_WHAT NEEDS TO BE DONE_: Will you write out the data exactly, excluding every picture?

_DATA BLOCK_:
_ _ _
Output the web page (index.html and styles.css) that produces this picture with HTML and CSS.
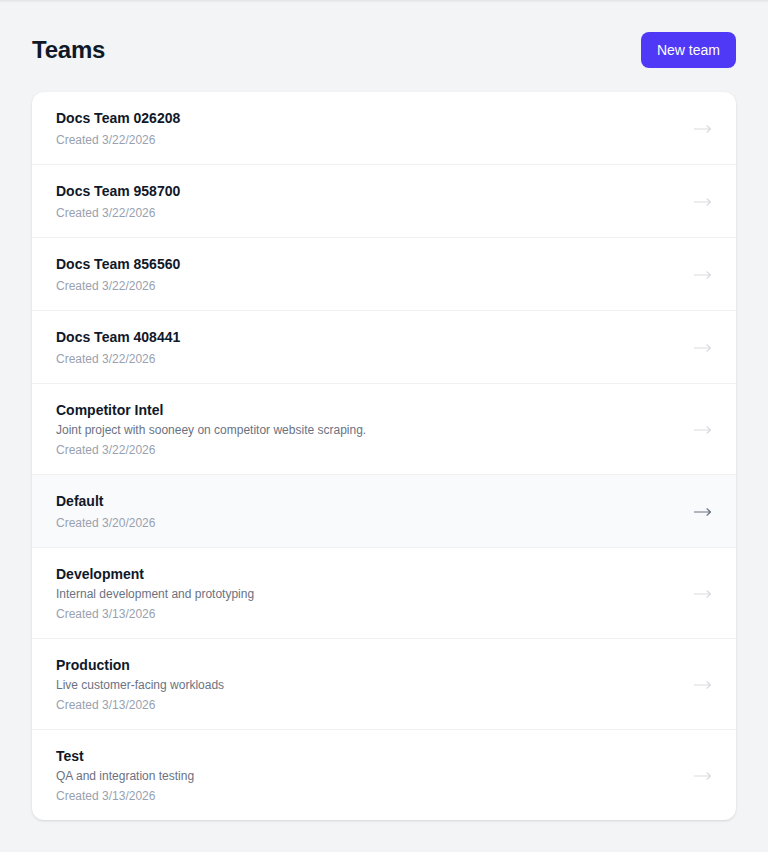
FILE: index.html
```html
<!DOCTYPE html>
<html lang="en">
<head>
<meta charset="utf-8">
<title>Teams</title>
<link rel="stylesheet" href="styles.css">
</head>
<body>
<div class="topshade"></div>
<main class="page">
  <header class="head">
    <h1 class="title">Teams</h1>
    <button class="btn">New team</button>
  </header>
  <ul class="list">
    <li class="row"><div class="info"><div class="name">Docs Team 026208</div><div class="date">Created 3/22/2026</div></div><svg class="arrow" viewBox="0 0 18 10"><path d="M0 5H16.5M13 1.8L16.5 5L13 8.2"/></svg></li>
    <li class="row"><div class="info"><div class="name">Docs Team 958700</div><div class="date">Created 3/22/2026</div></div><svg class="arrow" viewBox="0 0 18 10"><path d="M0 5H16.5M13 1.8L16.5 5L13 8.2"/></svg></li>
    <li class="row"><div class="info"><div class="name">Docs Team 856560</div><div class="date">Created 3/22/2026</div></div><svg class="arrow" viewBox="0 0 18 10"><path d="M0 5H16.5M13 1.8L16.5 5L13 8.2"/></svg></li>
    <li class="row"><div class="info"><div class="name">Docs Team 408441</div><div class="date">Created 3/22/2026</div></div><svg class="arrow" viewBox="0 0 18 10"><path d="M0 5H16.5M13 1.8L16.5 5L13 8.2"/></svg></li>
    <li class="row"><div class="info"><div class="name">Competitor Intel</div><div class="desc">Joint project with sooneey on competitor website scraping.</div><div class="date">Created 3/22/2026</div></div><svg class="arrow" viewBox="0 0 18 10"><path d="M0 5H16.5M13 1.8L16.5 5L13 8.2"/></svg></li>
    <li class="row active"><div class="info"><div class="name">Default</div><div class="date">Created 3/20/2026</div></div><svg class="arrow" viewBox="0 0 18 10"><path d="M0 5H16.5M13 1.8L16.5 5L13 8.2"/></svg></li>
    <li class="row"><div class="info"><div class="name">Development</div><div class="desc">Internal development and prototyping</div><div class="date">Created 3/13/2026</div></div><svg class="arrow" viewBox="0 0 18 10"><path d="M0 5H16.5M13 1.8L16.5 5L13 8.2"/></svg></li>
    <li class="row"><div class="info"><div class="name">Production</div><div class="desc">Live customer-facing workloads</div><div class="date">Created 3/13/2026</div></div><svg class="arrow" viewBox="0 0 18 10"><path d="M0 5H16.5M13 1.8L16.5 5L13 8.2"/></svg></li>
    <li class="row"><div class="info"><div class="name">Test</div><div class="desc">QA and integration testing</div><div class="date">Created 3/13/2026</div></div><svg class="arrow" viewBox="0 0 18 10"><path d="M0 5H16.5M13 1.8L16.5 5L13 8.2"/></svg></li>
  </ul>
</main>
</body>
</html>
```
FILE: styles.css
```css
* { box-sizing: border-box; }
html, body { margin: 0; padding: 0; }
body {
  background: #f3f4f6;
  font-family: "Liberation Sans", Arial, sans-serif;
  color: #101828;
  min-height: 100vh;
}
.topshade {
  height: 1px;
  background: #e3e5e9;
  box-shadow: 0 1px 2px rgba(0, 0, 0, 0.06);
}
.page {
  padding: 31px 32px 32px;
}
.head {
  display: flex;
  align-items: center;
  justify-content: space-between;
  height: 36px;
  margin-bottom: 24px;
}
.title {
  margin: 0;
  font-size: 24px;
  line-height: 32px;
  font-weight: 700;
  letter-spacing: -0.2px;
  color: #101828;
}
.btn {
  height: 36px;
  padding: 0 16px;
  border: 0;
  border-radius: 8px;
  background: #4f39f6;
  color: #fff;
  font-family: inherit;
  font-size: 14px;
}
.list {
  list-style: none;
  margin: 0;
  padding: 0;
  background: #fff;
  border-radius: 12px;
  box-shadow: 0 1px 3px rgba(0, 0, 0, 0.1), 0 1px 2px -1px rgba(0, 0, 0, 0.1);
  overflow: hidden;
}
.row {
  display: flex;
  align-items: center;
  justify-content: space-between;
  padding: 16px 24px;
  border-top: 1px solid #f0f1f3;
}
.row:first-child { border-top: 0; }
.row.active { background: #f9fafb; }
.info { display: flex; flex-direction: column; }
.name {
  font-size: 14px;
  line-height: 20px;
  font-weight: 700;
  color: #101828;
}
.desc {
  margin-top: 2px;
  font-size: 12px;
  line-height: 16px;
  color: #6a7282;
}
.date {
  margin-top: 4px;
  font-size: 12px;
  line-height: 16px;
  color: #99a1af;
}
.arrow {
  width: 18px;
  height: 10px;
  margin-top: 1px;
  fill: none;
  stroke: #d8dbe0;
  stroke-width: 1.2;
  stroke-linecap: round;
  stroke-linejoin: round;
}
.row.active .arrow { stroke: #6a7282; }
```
_ _ _
_RESULT OF THIS EXERCISE_:
Output the web page (index.html and styles.css) that produces this picture with HTML and CSS.
FILE: index.html
```html
<!DOCTYPE html>
<html lang="en">
<head>
<meta charset="utf-8">
<title>Teams</title>
<link rel="stylesheet" href="styles.css">
</head>
<body>
<div class="topshade"></div>
<main class="page">
  <header class="head">
    <h1 class="title">Teams</h1>
    <button class="btn">New team</button>
  </header>
  <ul class="list">
    <li class="row"><div class="info"><div class="name">Docs Team 026208</div><div class="date">Created 3/22/2026</div></div><svg class="arrow" viewBox="0 0 18 10"><path d="M0 5H16.5M13 1.8L16.5 5L13 8.2"/></svg></li>
    <li class="row"><div class="info"><div class="name">Docs Team 958700</div><div class="date">Created 3/22/2026</div></div><svg class="arrow" viewBox="0 0 18 10"><path d="M0 5H16.5M13 1.8L16.5 5L13 8.2"/></svg></li>
    <li class="row"><div class="info"><div class="name">Docs Team 856560</div><div class="date">Created 3/22/2026</div></div><svg class="arrow" viewBox="0 0 18 10"><path d="M0 5H16.5M13 1.8L16.5 5L13 8.2"/></svg></li>
    <li class="row"><div class="info"><div class="name">Docs Team 408441</div><div class="date">Created 3/22/2026</div></div><svg class="arrow" viewBox="0 0 18 10"><path d="M0 5H16.5M13 1.8L16.5 5L13 8.2"/></svg></li>
    <li class="row"><div class="info"><div class="name">Competitor Intel</div><div class="desc">Joint project with sooneey on competitor website scraping.</div><div class="date">Created 3/22/2026</div></div><svg class="arrow" viewBox="0 0 18 10"><path d="M0 5H16.5M13 1.8L16.5 5L13 8.2"/></svg></li>
    <li class="row active"><div class="info"><div class="name">Default</div><div class="date">Created 3/20/2026</div></div><svg class="arrow" viewBox="0 0 18 10"><path d="M0 5H16.5M13 1.8L16.5 5L13 8.2"/></svg></li>
    <li class="row"><div class="info"><div class="name">Development</div><div class="desc">Internal development and prototyping</div><div class="date">Created 3/13/2026</div></div><svg class="arrow" viewBox="0 0 18 10"><path d="M0 5H16.5M13 1.8L16.5 5L13 8.2"/></svg></li>
    <li class="row"><div class="info"><div class="name">Production</div><div class="desc">Live customer-facing workloads</div><div class="date">Created 3/13/2026</div></div><svg class="arrow" viewBox="0 0 18 10"><path d="M0 5H16.5M13 1.8L16.5 5L13 8.2"/></svg></li>
    <li class="row"><div class="info"><div class="name">Test</div><div class="desc">QA and integration testing</div><div class="date">Created 3/13/2026</div></div><svg class="arrow" viewBox="0 0 18 10"><path d="M0 5H16.5M13 1.8L16.5 5L13 8.2"/></svg></li>
  </ul>
</main>
</body>
</html>
```
FILE: styles.css
```css
* { box-sizing: border-box; }
html, body { margin: 0; padding: 0; }
body {
  background: #f3f4f6;
  font-family: "Liberation Sans", Arial, sans-serif;
  color: #101828;
  min-height: 100vh;
}
.topshade {
  height: 1px;
  background: #e3e5e9;
  box-shadow: 0 1px 2px rgba(0, 0, 0, 0.06);
}
.page {
  padding: 31px 32px 32px;
}
.head {
  display: flex;
  align-items: center;
  justify-content: space-between;
  height: 36px;
  margin-bottom: 24px;
}
.title {
  margin: 0;
  font-size: 24px;
  line-height: 32px;
  font-weight: 700;
  letter-spacing: -0.2px;
  color: #101828;
}
.btn {
  height: 36px;
  padding: 0 16px;
  border: 0;
  border-radius: 8px;
  background: #4f39f6;
  color: #fff;
  font-family: inherit;
  font-size: 14px;
}
.list {
  list-style: none;
  margin: 0;
  padding: 0;
  background: #fff;
  border-radius: 12px;
  box-shadow: 0 1px 3px rgba(0, 0, 0, 0.1), 0 1px 2px -1px rgba(0, 0, 0, 0.1);
  overflow: hidden;
}
.row {
  display: flex;
  align-items: center;
  justify-content: space-between;
  padding: 16px 24px;
  border-top: 1px solid #f0f1f3;
}
.row:first-child { border-top: 0; }
.row.active { background: #f9fafb; }
.info { display: flex; flex-direction: column; }
.name {
  font-size: 14px;
  line-height: 20px;
  font-weight: 700;
  color: #101828;
}
.desc {
  margin-top: 2px;
  font-size: 12px;
  line-height: 16px;
  color: #6a7282;
}
.date {
  margin-top: 4px;
  font-size: 12px;
  line-height: 16px;
  color: #99a1af;
}
.arrow {
  width: 18px;
  height: 10px;
  margin-top: 1px;
  fill: none;
  stroke: #d8dbe0;
  stroke-width: 1.2;
  stroke-linecap: round;
  stroke-linejoin: round;
}
.row.active .arrow { stroke: #6a7282; }
```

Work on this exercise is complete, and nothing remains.